_CHALLENGE_
Search the material for "table" and show all lines that contain it.

_RECORDED INFORMATION_

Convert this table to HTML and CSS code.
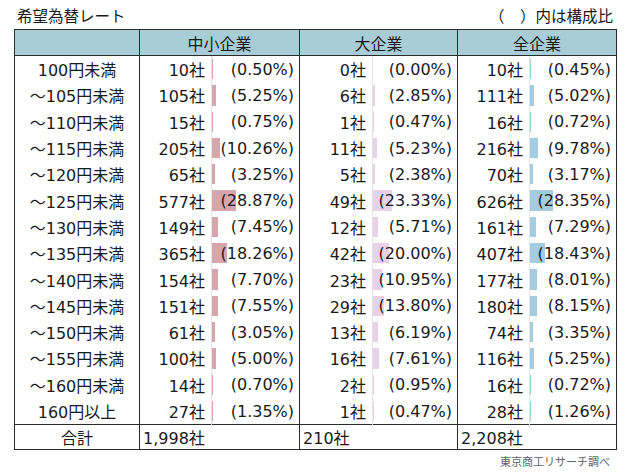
FILE: index.html
```html
<!DOCTYPE html>
<html lang="ja">
<head>
<meta charset="utf-8">
<link rel="stylesheet" href="styles.css">
</head>
<body>
<div class="page">
  <div class="top">
    <span class="title">希望為替レート</span>
    <span class="note">（　）内は構成比</span>
  </div>
  <table class="rates">
    <colgroup>
      <col class="c-label"><col class="c-n1"><col class="c-p1"><col class="c-n2"><col class="c-p2"><col class="c-n3"><col class="c-p3">
    </colgroup>
    <thead>
      <tr><th></th><th colspan="2">中小企業</th><th colspan="2">大企業</th><th colspan="2">全企業</th></tr>
    </thead>
    <tbody>
      <tr><td class="label">100円未満</td><td class="n">10社</td><td class="p"><span class="bar sme" style="width:0.4px"></span><span class="pt">(0.50%)</span></td><td class="n">0社</td><td class="p"><span class="bar big" style="width:0px"></span><span class="pt">(0.00%)</span></td><td class="n">10社</td><td class="p"><span class="bar all" style="width:0.4px"></span><span class="pt">(0.45%)</span></td></tr>
      <tr><td class="label">～105円未満</td><td class="n">105社</td><td class="p"><span class="bar sme" style="width:4.3px"></span><span class="pt">(5.25%)</span></td><td class="n">6社</td><td class="p"><span class="bar big" style="width:2.3px"></span><span class="pt">(2.85%)</span></td><td class="n">111社</td><td class="p"><span class="bar all" style="width:4.1px"></span><span class="pt">(5.02%)</span></td></tr>
      <tr><td class="label">～110円未満</td><td class="n">15社</td><td class="p"><span class="bar sme" style="width:0.6px"></span><span class="pt">(0.75%)</span></td><td class="n">1社</td><td class="p"><span class="bar big" style="width:0.4px"></span><span class="pt">(0.47%)</span></td><td class="n">16社</td><td class="p"><span class="bar all" style="width:0.6px"></span><span class="pt">(0.72%)</span></td></tr>
      <tr><td class="label">～115円未満</td><td class="n">205社</td><td class="p"><span class="bar sme" style="width:8.4px"></span><span class="pt">(10.26%)</span></td><td class="n">11社</td><td class="p"><span class="bar big" style="width:4.3px"></span><span class="pt">(5.23%)</span></td><td class="n">216社</td><td class="p"><span class="bar all" style="width:8.0px"></span><span class="pt">(9.78%)</span></td></tr>
      <tr><td class="label">～120円未満</td><td class="n">65社</td><td class="p"><span class="bar sme" style="width:2.7px"></span><span class="pt">(3.25%)</span></td><td class="n">5社</td><td class="p"><span class="bar big" style="width:2.0px"></span><span class="pt">(2.38%)</span></td><td class="n">70社</td><td class="p"><span class="bar all" style="width:2.6px"></span><span class="pt">(3.17%)</span></td></tr>
      <tr><td class="label">～125円未満</td><td class="n">577社</td><td class="p"><span class="bar sme" style="width:23.7px"></span><span class="pt">(28.87%)</span></td><td class="n">49社</td><td class="p"><span class="bar big" style="width:19.1px"></span><span class="pt">(23.33%)</span></td><td class="n">626社</td><td class="p"><span class="bar all" style="width:23.2px"></span><span class="pt">(28.35%)</span></td></tr>
      <tr><td class="label">～130円未満</td><td class="n">149社</td><td class="p"><span class="bar sme" style="width:6.1px"></span><span class="pt">(7.45%)</span></td><td class="n">12社</td><td class="p"><span class="bar big" style="width:4.7px"></span><span class="pt">(5.71%)</span></td><td class="n">161社</td><td class="p"><span class="bar all" style="width:6.0px"></span><span class="pt">(7.29%)</span></td></tr>
      <tr><td class="label">～135円未満</td><td class="n">365社</td><td class="p"><span class="bar sme" style="width:15.0px"></span><span class="pt">(18.26%)</span></td><td class="n">42社</td><td class="p"><span class="bar big" style="width:16.4px"></span><span class="pt">(20.00%)</span></td><td class="n">407社</td><td class="p"><span class="bar all" style="width:15.1px"></span><span class="pt">(18.43%)</span></td></tr>
      <tr><td class="label">～140円未満</td><td class="n">154社</td><td class="p"><span class="bar sme" style="width:6.3px"></span><span class="pt">(7.70%)</span></td><td class="n">23社</td><td class="p"><span class="bar big" style="width:9.0px"></span><span class="pt">(10.95%)</span></td><td class="n">177社</td><td class="p"><span class="bar all" style="width:6.6px"></span><span class="pt">(8.01%)</span></td></tr>
      <tr><td class="label">～145円未満</td><td class="n">151社</td><td class="p"><span class="bar sme" style="width:6.2px"></span><span class="pt">(7.55%)</span></td><td class="n">29社</td><td class="p"><span class="bar big" style="width:11.3px"></span><span class="pt">(13.80%)</span></td><td class="n">180社</td><td class="p"><span class="bar all" style="width:6.7px"></span><span class="pt">(8.15%)</span></td></tr>
      <tr><td class="label">～150円未満</td><td class="n">61社</td><td class="p"><span class="bar sme" style="width:2.5px"></span><span class="pt">(3.05%)</span></td><td class="n">13社</td><td class="p"><span class="bar big" style="width:5.1px"></span><span class="pt">(6.19%)</span></td><td class="n">74社</td><td class="p"><span class="bar all" style="width:2.7px"></span><span class="pt">(3.35%)</span></td></tr>
      <tr><td class="label">～155円未満</td><td class="n">100社</td><td class="p"><span class="bar sme" style="width:4.1px"></span><span class="pt">(5.00%)</span></td><td class="n">16社</td><td class="p"><span class="bar big" style="width:6.2px"></span><span class="pt">(7.61%)</span></td><td class="n">116社</td><td class="p"><span class="bar all" style="width:4.3px"></span><span class="pt">(5.25%)</span></td></tr>
      <tr><td class="label">～160円未満</td><td class="n">14社</td><td class="p"><span class="bar sme" style="width:0.6px"></span><span class="pt">(0.70%)</span></td><td class="n">2社</td><td class="p"><span class="bar big" style="width:0.8px"></span><span class="pt">(0.95%)</span></td><td class="n">16社</td><td class="p"><span class="bar all" style="width:0.6px"></span><span class="pt">(0.72%)</span></td></tr>
      <tr><td class="label">160円以上</td><td class="n">27社</td><td class="p"><span class="bar sme" style="width:1.1px"></span><span class="pt">(1.35%)</span></td><td class="n">1社</td><td class="p"><span class="bar big" style="width:0.4px"></span><span class="pt">(0.47%)</span></td><td class="n">28社</td><td class="p"><span class="bar all" style="width:1.0px"></span><span class="pt">(1.26%)</span></td></tr>
    </tbody>
    <tfoot>
      <tr><td class="label">合計</td><td class="tot" colspan="2">1,998社</td><td class="tot" colspan="2">210社</td><td class="tot" colspan="2">2,208社</td></tr>
    </tfoot>
  </table>
  <div class="source">東京商工リサーチ調べ</div>
</div>
</body>
</html>
```
FILE: styles.css
```css
html, body {
  margin: 0;
  padding: 0;
  background: #ffffff;
}
body {
  font-family: "DejaVu Sans", "Noto Sans CJK JP", sans-serif;
  color: #1a1a1a;
}
.page {
  width: 631px;
  height: 475px;
  padding: 5px 0 0 14px;
  box-sizing: border-box;
}
.top {
  display: flex;
  justify-content: space-between;
  align-items: center;
  width: 602px;
  height: 24px;
  margin-top: -2px;
  margin-bottom: 2px;
  font-family: "Noto Sans CJK JP", sans-serif;
  font-size: 15.5px;
}
.title {
  padding-left: 3px;
}
.note {
  padding-right: 3px;
}
.rates {
  border-collapse: collapse;
  table-layout: fixed;
  width: 602px;
  border: 1.5px solid #2b2b2b;
  font-size: 16px;
}
.c-label { width: 125px; }
.c-n1 { width: 72px; }
.c-p1 { width: 88px; }
.c-n2 { width: 73px; }
.c-p2 { width: 85px; }
.c-n3 { width: 72px; }
.c-p3 { width: 87px; }
.rates th {
  background: #a9cdd7;
  height: 25px;
  padding: 0;
  font-weight: normal;
  font-family: "Noto Sans CJK JP", sans-serif;
  font-size: 16px;
  border-left: 1px solid #2b2b2b;
  border-bottom: 1.5px solid #2b2b2b;
  text-align: center;
}
.rates td {
  height: 26.3px;
  padding: 0;
  white-space: nowrap;
}
.rates td.label {
  text-align: center;
}
.rates td.n {
  text-align: right;
  padding-right: 6px;
  border-left: 1px solid #2b2b2b;
}
.rates td.p {
  position: relative;
  text-align: right;
  padding-right: 5px;
  border-left: 1px solid #e4e4e4;
}
.bar {
  position: absolute;
  left: 0;
  top: 3px;
  bottom: 3px;
}
.bar.sme { background: #d7a6ab; }
.bar.big { background: #e9d1e9; }
.bar.all { background: #a4cce0; }
.pt {
  position: relative;
}
.rates tfoot td {
  height: 24px;
  border-top: 1.5px solid #2b2b2b;
}
.rates td.tot {
  text-align: left;
  padding-left: 3px;
  border-left: 1px solid #2b2b2b;
}
.source {
  width: 602px;
  text-align: right;
  font-family: "Noto Sans CJK JP", sans-serif;
  font-size: 11px;
  color: #5a6070;
  padding-top: 3px;
  padding-right: 6px;
  box-sizing: border-box;
}
```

_EXERCISE RESPONSE_
Convert this table to HTML and CSS code.
  <table class="rates">
  </table>
  table-layout: fixed;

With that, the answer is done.